There’s an interesting analysis at MarketWatch you might want to check out.
Why?
Because it has this interesting chart:

What’s so interesting about this chart?
Note that the S&P 500 is lagged by twelve months, which basically implies it takes a year for the S&P 500 to imitate the variation in the NAHB Housing Index. Correlation & causation aside - what’s important is that variation in the NAHB Housing Index can explain some or most of the variation in the S&P 500.
So, we can see the NAHB Housing Index currently hovering around the 600 range, and in a year, if this 10-year correlation holds, the S&P would theoretically fall from today’s 1298.92 to around 600 as well.
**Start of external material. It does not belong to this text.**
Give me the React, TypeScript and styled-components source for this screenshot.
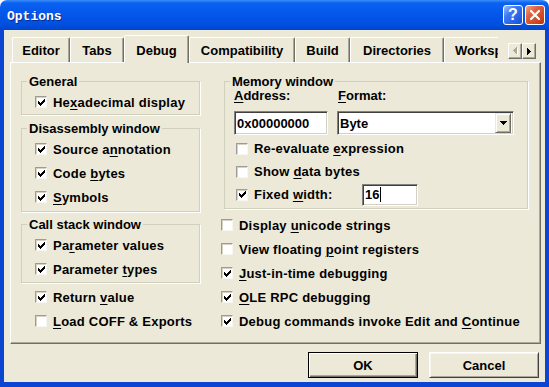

Birinyi Associates, a research and money management firm in Connecticut, said there is a “very high correlation” between the National Association of Home Builders (NAHB) index, a measure of sentiment in the industry, and the S&P 500’s < .SPX> performance on a one-year lagged basis.
The dramatic weakness in the NAHB index — whose builder confidence measure sank to 32 in August from 39 in July to hit the lowest level since February 1991 — is likely to be followed by a “significant decline in the stock market,” said analyst Paul Hickey of Birinyi.
August was the seventh consecutive month in which the builder confidence index has fallen.
Birinyi said the correlation between the NAHB and S&P is 0.79 and covers the last 10 years. A correlation of 1.00, whether it’s positive or negative, is a perfect correlation.
Interesting stuff - keep your eye on the housing market in the US - things are about to get interesting.